Obviously, she is willing to defy her husband's wish to protect her from harm. So, unless she is willing to admit she has a problem, it will be nearly impossible to get her to stop.

  1. Have her husband go over this and other information about pornography, such as the article "A Look at Pornography," to understand the flawed reasoning behind users of pornography. See if he can sit down with his wife in a loving way to talk her out of her desire to fill her fantasies with trash.
  2. If the first fails, try sitting down with her husband and you to discuss these matters. If you have a strong stomach, ask to see what she is currently reading, skim the pages for examples (it won't be hard to find some) and ask if these are appropriate thoughts for a Christian. Ask if these help fulfill Philippians 4:8. Even a woman, unable to admit harm to herself, will react differently if you ask if she would like her daughter to read these things. If she is willing to admit that these concepts are wrong, the start delving into why she is attracted to them.
  3. If the second fails, bring in several of the older, sound women to talk with her. Hopefully, they will be able to tell her in a way that she can't dismiss the warning.

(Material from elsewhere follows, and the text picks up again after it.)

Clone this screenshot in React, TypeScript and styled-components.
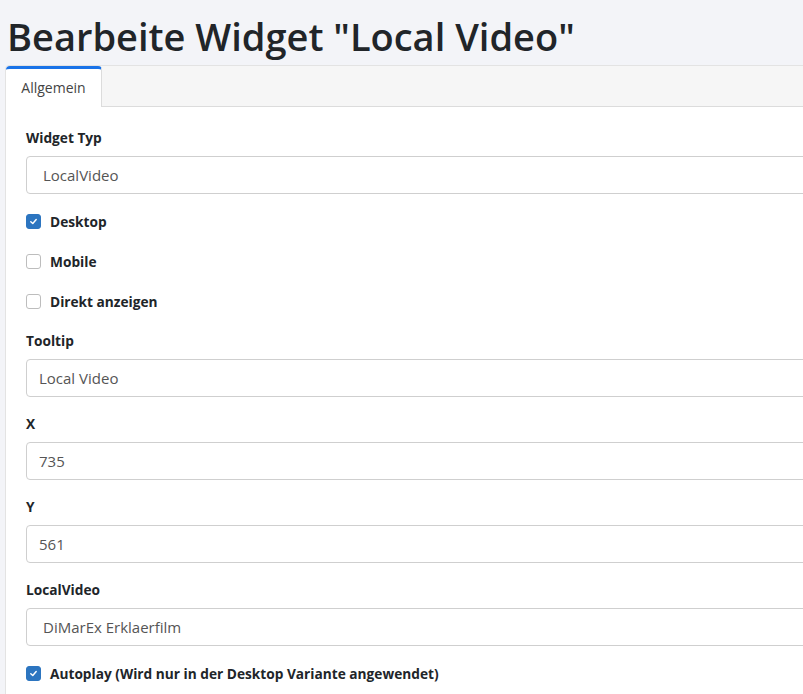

  4. If she persists, then the husband needs to be blunt. Tell her he doesn't approve and that it is harming her soul. Let her know that he can't stop her, but he doesn't have to see the trash in his home. As he finds them, simply destroy them without a word. Reversing the words of I Peter 3:1, "even if some do not obey the word, they, without a word, may be won by the conduct of their" husbands. When an impasse comes the best thing is simply to do what is right -- not argue about it or whine. The message will come across far stronger and clearer than all the coaxing in the world.